The sensors are 22.7mm x 15.1mm in a 300D. Therefore the horizontal distance from centre to edge is 11.35mm and vertical is 7.55mm. Square both of them and add them together. Then square root the result. You get 13.63mm so it's 13.63mm from the centre of the CMOS to the corner.

Hope that's a help - if not, then the answer's essentially 13.6mm!

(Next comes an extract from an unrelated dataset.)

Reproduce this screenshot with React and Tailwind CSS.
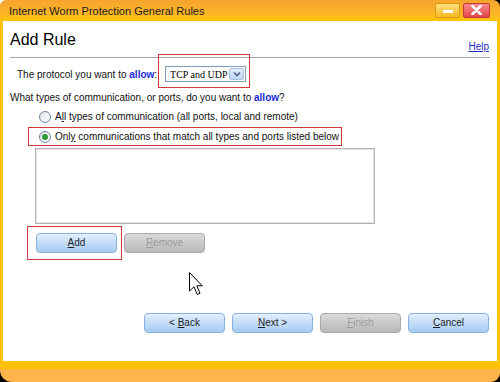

07/29/2005 05:15:03 AM · #3
Richard's math is correct; he's just missing the "divide by two" after taking the square root :-)
Remember that good lenses are likely to far outlast your camera body; consider your lenses a long-term investment. If you feel you may ever move up to a camera with a larger sensor, consider that in the purchase decision. Also, remember that Canon's posted MTF graphs are theoretical, based on a software model of the lens design, and not on testing of an actual unit. As such, they represent what the lens *can* achieve, not necessarily what it *will* achieve. That said, I find them useful and a decent indicator of performance, though they really only tell you about sharpness and contrast.
07/29/2005 05:27:29 AM · #4
PhotoDo, although no longer updated, wraps up real-world MTF results into a single score, which is very useful in evaluating the quality of older lenses, and extrapolating for newer lenses.
07/29/2005 06:49:46 AM · #5
Originally posted by kirbic:

Richard's math is correct; he's just missing the "divide by two" after taking the square root :-)

No, I divided the sensor by two at the very beginning to describe the horizontal and vertical distances from the centre of the sensor to the edges. Thus basically constructing my Pythagoras triangle within a quarter of the sensor.

GCSE's were useful for something - hoorah!